Return each line containing "styles".

►

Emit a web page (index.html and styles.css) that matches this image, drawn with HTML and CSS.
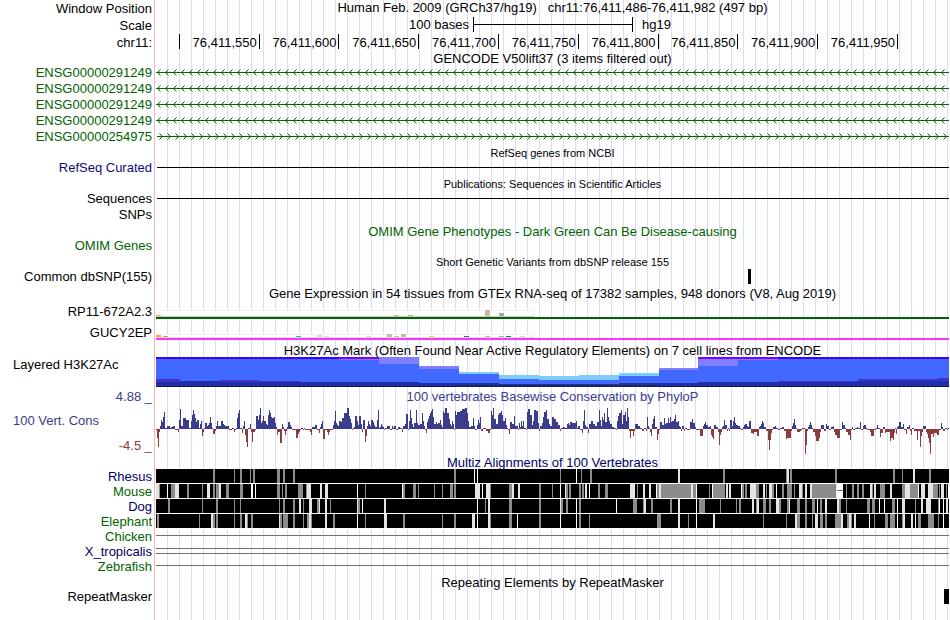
FILE: index.html
```html
<!DOCTYPE html>
<html lang="en">
<head>
<meta charset="utf-8">
<title>chr11:76,411,486-76,411,982</title>
<link rel="stylesheet" href="styles.css">
</head>
<body>
<svg class="defs" aria-hidden="true">
  <defs>
    <pattern id="reverse" width="8" height="16" patternUnits="userSpaceOnUse">
      <path d="M4.500 5.500L1.500 8.500L4.500 11.500" class="chevron"/>
    </pattern>
    <pattern id="forward" width="8" height="16" patternUnits="userSpaceOnUse">
      <path d="M3.500 5.500L6.500 8.500L3.500 11.500" class="chevron"/>
    </pattern>
  </defs>
</svg>
<main class="browser">
  <div class="row ruler"><span class="label">Window Position</span><div class="title">Human Feb. 2009 (GRCh37/hg19) &nbsp; chr11:76,411,486-76,411,982 (497 bp)</div></div>
  <div class="row ruler"><span class="label">Scale</span><div class="scale"><span class="scale-size">100 bases</span><span class="scale-bar"></span><span class="scale-db">hg19</span></div></div>
  <div class="row ruler"><span class="label">chr11:</span><div class="ticks"><span></span><span>76,411,550</span><span>76,411,600</span><span>76,411,650</span><span>76,411,700</span><span>76,411,750</span><span>76,411,800</span><span>76,411,850</span><span>76,411,900</span><span>76,411,950</span></div></div>

  <div class="row heading tight"><span class="label"></span><div class="title">GENCODE V50lift37 (3 items filtered out)</div></div>
  <div class="row gene"><span class="label">ENSG00000291249</span><svg class="plot"><rect width="100%" height="16" fill="url(#reverse)"/><rect y="8" width="100%" height="1"/></svg></div>
  <div class="row gene"><span class="label">ENSG00000291249</span><svg class="plot"><rect width="100%" height="16" fill="url(#reverse)"/><rect y="8" width="100%" height="1"/></svg></div>
  <div class="row gene"><span class="label">ENSG00000291249</span><svg class="plot"><rect width="100%" height="16" fill="url(#reverse)"/><rect y="8" width="100%" height="1"/></svg></div>
  <div class="row gene"><span class="label">ENSG00000291249</span><svg class="plot"><rect width="100%" height="16" fill="url(#reverse)"/><rect y="8" width="100%" height="1"/></svg></div>
  <div class="row gene"><span class="label">ENSG00000254975</span><svg class="plot"><rect width="100%" height="16" fill="url(#forward)"/><rect x="1" y="8" width="100%" height="1"/></svg></div>

  <div class="row heading small"><span class="label"></span><div class="title">RefSeq genes from NCBI</div></div>
  <div class="row item refseq"><span class="label">RefSeq Curated</span><svg class="plot"><rect x="1" y="7" width="100%" height="1" fill="#000"/></svg></div>
  <div class="row heading small"><span class="label"></span><div class="title">Publications: Sequences in Scientific Articles</div></div>
  <div class="row item"><span class="label">Sequences</span><svg class="plot"><rect x="1" y="7" width="100%" height="1"/></svg></div>
  <div class="row snps"><span class="label">SNPs</span></div>
  <div class="row heading green"><span class="label"></span><div class="title">OMIM Gene Phenotypes - Dark Green Can Be Disease-causing</div></div>
  <div class="row item green"><span class="label">OMIM Genes</span></div>
  <div class="row heading small"><span class="label"></span><div class="title">Short Genetic Variants from dbSNP release 155</div></div>
  <div class="row item"><span class="label">Common dbSNP(155)</span><svg class="plot" viewBox="0 0 793 15" preserveAspectRatio="none"><rect x="592" width="3" height="15"/></svg></div>

  <div class="row heading"><span class="label"></span><div class="title">Gene Expression in 54 tissues from GTEx RNA-seq of 17382 samples, 948 donors (V8, Aug 2019)</div></div>
  <div class="row expression"><span class="label">RP11-672A2.3</span>
    <svg class="plot" viewBox="0 0 793 21" preserveAspectRatio="none">
      <rect y="10" width="378" height="7" fill="#f0f0f0"/><rect y="11" width="377" height="5" fill="#fff"/><rect y="16" width="378" height="1" fill="#ccc"/>
      <rect y="15" width="5" height="1" fill="#ffa54f"/><rect x="238" y="15" width="5" height="1" fill="#cdb79e"/><rect x="252" y="15" width="5" height="1" fill="#9acd32"/><rect x="329" y="10" width="5" height="6" fill="#cdb79e"/><rect x="343" y="13" width="5" height="3" fill="#a6a6a6"/>
      <rect y="17" width="793" height="2" fill="#006400"/>
    </svg></div>
  <div class="row expression"><span class="label">GUCY2EP</span>
    <svg class="plot" viewBox="0 0 793 21" preserveAspectRatio="none">
      <rect y="13" width="378" height="4" fill="#f0f0f0"/><rect y="14" width="377" height="2" fill="#fff"/><rect y="16" width="378" height="1" fill="#ddd"/>
      <rect y="14" width="5" height="2" fill="#ffa54f"/><rect x="7" y="15" width="5" height="1" fill="#ee9a00"/><rect x="140" y="15" width="5" height="1" fill="#00cdcd"/>
      <rect x="161" y="14" width="5" height="2" fill="#eed5d2"/><rect x="168" y="15" width="5" height="1" fill="#eed5d2"/><rect x="210" y="15" width="5" height="1" fill="#eed5d2"/>
      <rect x="231" y="13" width="5" height="3" fill="#cdb79e"/><rect x="238" y="15" width="5" height="1" fill="#cdb79e"/><rect x="245" y="13" width="5" height="3" fill="#cdb79e"/>
      <rect x="273" y="15" width="5" height="1" fill="#ffd700"/><rect x="308" y="15" width="5" height="1" fill="#3a5fcd"/><rect x="329" y="15" width="5" height="1" fill="#cdb79e"/><rect x="343" y="15" width="5" height="1" fill="#a6a6a6"/><rect x="350" y="15" width="5" height="1" fill="#008b45"/><rect x="364" y="15" width="5" height="1" fill="#eed5d2"/>
      <rect y="17" width="793" height="2" fill="#ff33ff"/>
    </svg></div>

  <div class="row heading short"><span class="label"></span><div class="title">H3K27Ac Mark (Often Found Near Active Regulatory Elements) on 7 cell lines from ENCODE</div></div>
  <div class="row histone"><span class="label start">Layered H3K27Ac</span>
    <svg class="plot" viewBox="0 0 793 30" preserveAspectRatio="none">
      <path fill="#7dceff" d="M303 30V15H343V18H383V19H423V18H463V16H503V30z"/>
      <path fill="#8080ff" d="M183 30V2H223V0H263V9H303V30zM503 30V11H542V2H622V30z"/>
      <path fill="#4169ff" d="M0 30V2H183V3H223V7H263V12H303V17H343V22H383V23H463V19H503V13H542V9H582V3H622V2H793V30z"/>
      <path fill="#4000ff" d="M0 0H183V2H0zM622 0H793V2H622z"/>
      <path fill="#7f00ff" d="M183 0H223V2H183zM542 0H622V2H542z"/>
      <path fill="#4033cc" d="M0 30V22H24V24H64V23H104V24H144V25H183V30zM582 30V25H622V24H702V22H782V21H793V30z"/>
      <path fill="#1f2fa8" d="M0 30V25H24V24H64V25H263V26H343V27H463V26H542V25H702V24H793V30z"/>
      <rect y="29" width="793" height="1" fill="#16164a"/><rect x="303" y="28" width="200" height="2" fill="#16265a"/>
    </svg></div>

  <div class="row heading indigo"><span class="label">4.88 _</span><div class="title">100 vertebrates Basewise Conservation by PhyloP</div></div>
  <div class="row conservation indigo"><span class="label stack"><span>100 Vert. Cons</span><span class="minimum">-4.5 _</span></span><svg class="plot" id="phylop" viewBox="0 0 2379 52" preserveAspectRatio="none"></svg></div>

  <div class="row heading multiz navy"><span class="label"></span><div class="title">Multiz Alignments of 100 Vertebrates</div></div>
  <div class="row item navy"><span class="label">Rhesus</span><svg class="plot" data-species="rhesus" viewBox="0 0 2379 15" preserveAspectRatio="none"></svg></div>
  <div class="row item green"><span class="label">Mouse</span><svg class="plot" data-species="mouse" viewBox="0 0 2379 15" preserveAspectRatio="none"></svg></div>
  <div class="row item navy"><span class="label">Dog</span><svg class="plot" data-species="dog" viewBox="0 0 2379 15" preserveAspectRatio="none"></svg></div>
  <div class="row item green"><span class="label">Elephant</span><svg class="plot" data-species="elephant" viewBox="0 0 2379 15" preserveAspectRatio="none"></svg></div>
  <div class="row item green"><span class="label">Chicken</span><svg class="plot gap"><rect y="6" width="100%" height="1"/></svg></div>
  <div class="row item navy"><span class="label">X_tropicalis</span><svg class="plot gap"><rect y="4" width="100%" height="1"/><rect y="9" width="100%" height="1"/></svg></div>
  <div class="row item green"><span class="label">Zebrafish</span><svg class="plot gap"><rect y="6" width="100%" height="1"/></svg></div>

  <div class="row heading short"><span class="label"></span><div class="title">Repeating Elements by RepeatMasker</div></div>
  <div class="row item"><span class="label">RepeatMasker</span><svg class="plot" viewBox="0 0 793 15" preserveAspectRatio="none"><rect x="788" width="5" height="15"/></svg></div>
</main>
<script src="tracks.js"></script>
</body>
</html>
```
FILE: styles.css
```css
body {
  margin: 0;
  background: #fff;
  color: #000;
  font: 13px/15px "Liberation Sans", Arial, sans-serif;
}

.defs {
  position: absolute;
  width: 0;
  height: 0;
}

/* Red divider between labels and tracks, then the guide lines. */
.browser {
  box-sizing: border-box;
  min-height: 100vh;
  padding-right: 1px;
  background:
    linear-gradient(#ffb4b4, #ffb4b4) 154px 0 / 1px 100% no-repeat,
    repeating-linear-gradient(90deg, #dcdcf8 0 1px, transparent 1px 12px) 167px 0 no-repeat;
}

.row {
  display: grid;
  grid-template-columns: 152px minmax(0, 1fr);
  grid-template-rows: 100%;
  column-gap: 4px;
  height: 15px;
  line-height: 15px;
  white-space: nowrap;
}

.label {
  text-align: right;
}

.label.start {
  text-align: left;
  padding-left: 13px;
}

.title {
  text-align: center;
}

.plot {
  display: block;
  width: 100%;
  height: 100%;
  shape-rendering: crispEdges;
}

.ruler {
  height: 17px;
  line-height: 17px;
}

.ruler .title,
.scale {
  line-height: 15px;
}

.heading {
  height: 16px;
  line-height: 19px;
}

.heading.tight {
  height: 13px;
  line-height: 15px;
}

.heading.short {
  height: 15px;
  line-height: 17px;
}

.heading.multiz {
  height: 14px;
  line-height: 15px;
}

.heading.small {
  font-size: 11px;
}

.snps {
  height: 16px;
  line-height: 17px;
}

.gene {
  height: 16px;
  line-height: 17px;
  color: #006400;
  fill: #006400;
}

.chevron {
  fill: none;
  stroke: #006400;
  stroke-width: 1;
  shape-rendering: auto;
}

.expression {
  height: 21px;
  line-height: 23px;
}

.histone {
  height: 30px;
}

.conservation {
  height: 52px;
}

.stack {
  display: flex;
  flex-direction: column;
  gap: 10px;
  padding: 10px 0 0 13px;
  text-align: left;
}

.minimum {
  text-align: right;
  color: #8c3c3c;
}

.green { color: #006400; }
.navy { color: #000064; }
.refseq { color: #0c0c78; }
.indigo { color: #3c3c8c; }
.gap { fill: #707070; }

.scale {
  display: grid;
  grid-template-columns: 317fr 160fr 316fr;
}

.scale-size {
  text-align: right;
  padding-right: 4px;
}

.scale-db {
  padding-left: 9px;
}

.scale-bar {
  box-sizing: border-box;
  height: 15px;
  border: solid #000;
  border-width: 0 1px;
  background: linear-gradient(#000, #000) 0 7px / 100% 1px no-repeat;
}

.ticks {
  display: grid;
  grid-template-columns: 15fr repeat(9, 50fr) 32fr;
}

.ticks span {
  box-sizing: border-box;
  min-width: 0;
  height: 15px;
  padding-right: 2px;
  border-right: 1px solid #000;
  text-align: right;
}
```
FILE: tracks.js
```js
// Horizontal positions are in thirds of a guide unit; each chunk has its own origin.
const ORIGINS = [-18, 762, 1572];

// Conservation score as "position:score", held until the next position.
const PHYLOP = [
  "18:-1 21:-9 24:-18 27:-3 30:3 33:9 36:7 39:12 42:17 45:1 51:3 60:1 63:2 69:3 75:-1 84:-3 87:9 90:20 93:3 99:11 108:9 117:1 123:8 126:14 129:19 132:15 135:11 138:7 141:9 147:1 150:5 153:8 156:-7 159:-3 162:1 165:6 171:3 174:4 177:6 180:12 183:6 186:1 189:-5 195:-2 198:3 201:8 204:3 213:8 219:5 222:4 225:3 237:-1 246:1 252:-3 255:-1 258:1 261:11 264:16 267:19 270:1 276:-4 279:3 282:8 285:-6 288:-13 291:-18 294:1 300:5 303:-3 306:-13 309:-3 315:-1 318:13 324:9 327:14 330:21 333:6 336:8 339:13 342:8 348:5 351:4 354:14 357:19 360:16 363:12 366:11 372:12 375:6 378:2 381:-6 384:-3 390:-14 396:5 399:2 402:-2 405:-6 408:-2 411:2 414:7 420:4 423:2 426:-1 438:-9 444:-5 447:-3 450:-1 453:1 459:-1 462:1 465:-1 480:-3 483:-6 486:2 495:4 501:-1 507:-4 510:2 513:5 516:8 519:-10 525:-1 531:-3 534:-6 537:-3 540:-1 549:4 552:8 555:18 558:6 561:4 564:3 567:8 573:7 576:11 582:16 591:21 597:13 600:10 603:6 606:-1 609:1 612:2 615:13 621:8 624:4 627:13 633:5 636:-3 639:9 645:-13 648:-7 651:3 654:8 657:5 660:3 663:9 669:7 672:4 675:2 681:9 684:19 687:1 690:2 693:5 696:3 699:2 702:-1 705:1 711:3 720:-1 726:3 729:1 732:3 738:-1 744:2 750:1 756:-3 759:3 765:5 768:15 774:-1 777:8 780:19 783:11 786:5 789:2 792:6 798:19 801:6 804:4",
  "24:4 30:5 36:16 39:8 42:3 45:-1 48:-4 51:7 54:10 57:13 60:16 63:18 66:20 69:12 72:5 78:7 81:5 84:6 90:9 93:4 96:2 99:18 102:16 105:21 111:16 117:10 120:5 123:3 126:8 129:5 132:-1 135:18 138:14 141:17 150:18 156:20 165:21 171:16 174:8 177:2 183:3 189:11 192:3 195:-1 201:4 204:9 207:6 210:12 213:-2 219:1 228:-2 234:-4 240:-1 243:18 246:14 249:21 252:10 258:5 264:14 267:16 273:18 276:14 279:8 285:11 288:4 291:1 294:-1 297:-5 300:7 306:5 312:13 315:3 324:-1 327:6 330:2 333:8 336:3 339:8 342:1 348:-1 351:17 354:20 360:14 366:4 369:8 372:19 378:18 384:6 387:-2 390:3 396:6 399:12 402:17 408:19 411:10 417:5 420:3 426:12 432:10 438:7 444:4 450:-2 453:1 459:2 465:1 471:5 474:6 477:4 480:7 486:6 498:8 501:1 504:3 510:-1 516:-4 519:8 522:19 525:4 528:2 534:-4 537:5 543:8 549:5 555:3 561:7 567:19 570:9 573:3 576:12 579:9 582:16 585:7 591:21 594:12 597:8 600:5 606:2 612:1 618:-1 621:8 624:13 627:16 633:19 636:5 639:14 645:17 648:8 651:21 654:12 657:-2 660:-9 663:-2 669:-7 672:-2 675:5 684:3 690:1 696:-2 702:1 708:-2 711:12 714:3 717:1 720:-3 723:-7 726:5 729:10 732:13 735:2 741:-11 744:-5 747:-1 750:7 756:4 762:11 765:5 768:6 774:11 777:6 780:12 783:7 786:8 792:10 795:14 798:7 804:8 807:3",
  "0:2 3:-2 6:3 12:-2 15:1 21:-1 30:7 36:10 39:6 45:2 48:-1 60:-7 69:3 72:5 75:7 78:4 84:2 90:3 93:-6 96:-8 99:-10 102:4 108:2 114:-3 117:-16 120:-6 123:-3 126:2 129:3 132:9 135:4 141:-2 144:1 147:-2 150:9 156:3 159:8 162:12 165:6 168:4 174:3 180:1 183:-1 189:2 192:4 195:5 201:3 204:2 207:8 213:-4 219:-5 222:-3 231:-7 237:2 240:3 243:5 246:8 249:6 252:2 258:-2 264:-11 267:-21 270:-11 273:-4 276:-1 279:2 285:3 288:1 294:-1 300:1 306:2 312:-2 318:-10 321:-9 333:-2 336:3 339:6 342:10 345:4 348:1 351:-3 360:-2 363:-1 366:1 375:-25 378:-16 381:-2 384:2 387:4 390:7 393:4 396:1 399:-3 405:-7 408:-12 417:-9 420:-3 423:4 432:-2 438:5 441:3 447:-1 453:2 459:3 462:-3 465:-6 471:-9 480:-1 486:7 489:4 495:1 498:-3 504:-6 510:-11 513:-1 516:2 519:-1 525:1 531:2 534:1 540:7 543:-1 549:3 552:4 558:1 561:-1 570:-3 573:-7 582:-1 588:1 591:4 594:1 600:-8 603:-4 609:2 615:-4 618:-3 624:-3 630:-12 633:-9 639:-11 642:-4 645:1 648:-5 651:2 654:3 657:7 663:2 669:5 672:-1 678:-5 681:2 687:4 690:-2 693:-6 696:1 702:-2 711:-11 714:-2 720:-18 723:-7 726:-3 729:3 738:-3 741:-5 744:-9 747:-14 750:-25 753:-5 759:-8 762:-4 771:-6 777:-1 783:6 786:2 789:-2 795:1 801:-1 804:1 807:0"
];

// Stripes as "position width shade": g identical in part, l low, w none.
const STRIPES = {
  rhesus: [
    "189 6g,252 3g,270 6g,300 3g,309 6g,381 9g,399 6g,429 6g",
    "132 6g,192 3w,201 3w,450 3g,498 3w,513 3g,540 6g,804 6l",
    "129 6g,318 3g,321 6l,330 6g,465 6g,639 6g,666 3g,699 6l,747 6g"
  ],
  mouse: [
    "18 9l,27 3g,51 3w,63 12g,75 12l,111 6g,156 3g,171 9l,189 6g,198 9g,207 6l,228 9g,270 9g,303 6w,315 3w,381 9g,396 3g,405 6g,444 15g,468 3g,471 12l,510 6l,525 9l,621 3w,645 3g,756 3w,759 6g,789 9g,804 3g",
    "9 9g,24 3g,72 3g,96 3g,120 9g,132 6g,195 15l,216 3w,228 12l,240 3g,297 9g,306 6l,324 6l,387 6g,426 3g,450 3w,465 3l,468 6g,477 6g,507 6g,516 6g,525 6l,537 3w,564 6g,585 9g,660 15l,681 3g,699 6l,717 6l,738 3w,741 6g,747 6l,753 57g",
    "0 33g,33 6l,39 9g,48 3w,87 3g,96 3w,99 36g,138 6l,147 6l,183 3w,186 6g,195 6g,210 18l,228 9g,249 6l,258 3g,267 9l,276 6g,288 3w,306 6g,321 15g,342 3g,357 9l,366 3g,375 6l,390 6l,396 72g,468 3l,471 18w,498 3g,516 6g,531 6g,546 6g,570 6l,576 3g,582 6l,600 15g,630 6l,666 9g,675 15l,690 24g,714 3w,723 12l,744 15l,759 15g,777 3g,783 9l,798 3g,804 3w"
  ],
  dog: [
    "54 6g,156 3g,198 6g,252 3g,270 3g,387 3g,399 6g,429 6g,447 6l,459 3g,477 9l,501 6g,507 3l,525 6l,540 3g,621 3l,624 6g,636 3w,702 6l",
    "201 3w,225 3g,234 6l,297 9g,387 6g,450 3l,453 6g,468 6g,498 3w,507 6g,618 3w,669 12g,699 3g,702 6l,723 6g,780 6g,804 6l",
    "48 3w,57 18g,120 3g,168 3g,177 6g,216 6l,228 3g,231 6l,249 9g,267 6g,288 9l,297 6g,321 9g,327 3l,351 9g,375 6g,396 9g,411 3w,420 6g,435 6l,471 6l,477 6g,498 3g,561 9g,576 9g,597 3w,612 3w,636 9g,651 3w,666 9l,705 3g,723 6l,738 15l,774 3g,777 3w,789 3w,798 6l"
  ],
  elephant: [
    "21 6g,147 3g,183 6l,189 6g,198 6g,252 3g,270 6g,285 6l,291 3g,303 6g,387 3l,390 6g,399 15g,429 6g,459 3g,471 6g,477 6l,483 3g,525 6l,549 6g,621 3w,645 3g,702 9l,759 6g",
    "96 3g,132 6g,186 9l,201 3w,234 6l,240 3g,297 9g,321 3w,387 6g,450 3w,498 3w,507 6g,537 3g,741 12g,804 6l",
    "24 3g,48 3w,99 6l,249 3g,318 3g,345 6l,351 9g,375 6g,396 3g,405 9l,420 9g,435 6g,465 18g,483 6l,501 6g,507 6l,513 3g,522 6l,567 3w,582 3g,615 9g,630 15g,651 3w,666 3g,669 6l,693 6l,705 3w,714 9g,744 18g,774 3g,789 3w"
  ]
};

const SHADES = { g: "#8c8c8c", l: "#e4e4e4", w: "#ffffff" };
const WIDTH = 2379;

function addRect(svg, x, y, width, height, fill) {
  const rect = document.createElementNS("http://www.w3.org/2000/svg", "rect");
  Object.entries({ x, y, width, height, fill }).forEach(([k, v]) => rect.setAttribute(k, v));
  svg.append(rect);
}

const phylop = document.getElementById("phylop");
const points = PHYLOP.flatMap((chunk, i) =>
  chunk.split(" ").map(p => {
    const [x, score] = p.split(":").map(Number);
    return [x + ORIGINS[i], score];
  })
);
points.forEach(([x, score], i) => {
  const end = i + 1 < points.length ? points[i + 1][0] : WIDTH;
  if (score > 0) addRect(phylop, x, 26 - score, end - x, score, "#3c3c8c");
  if (score < 0) addRect(phylop, x, 26, end - x, -score, "#8c3c3c");
  if (score <= -25) addRect(phylop, x, 49, end - x, 2, "#ff00ff");
});

document.querySelectorAll("[data-species]").forEach(svg => {
  const species = svg.dataset.species;
  addRect(svg, 0, 0, WIDTH, 15, "#ffffff");
  addRect(svg, 0, 0, WIDTH, 14, "#000000");
  STRIPES[species].forEach((chunk, i) => {
    chunk.split(",").forEach(s => {
      const [x, rest] = s.split(" ");
      addRect(svg, Number(x) + ORIGINS[i], 0, parseInt(rest, 10), 14, SHADES[rest.slice(-1)]);
    });
  });
  if (species === "mouse") addRect(svg, 2043, 6, 18, 1, "#707070");
});
```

◄

** OUTPUT BELOW **
Emit a web page (index.html and styles.css) that matches this image, drawn with HTML and CSS.
<link rel="stylesheet" href="styles.css">
FILE: styles.css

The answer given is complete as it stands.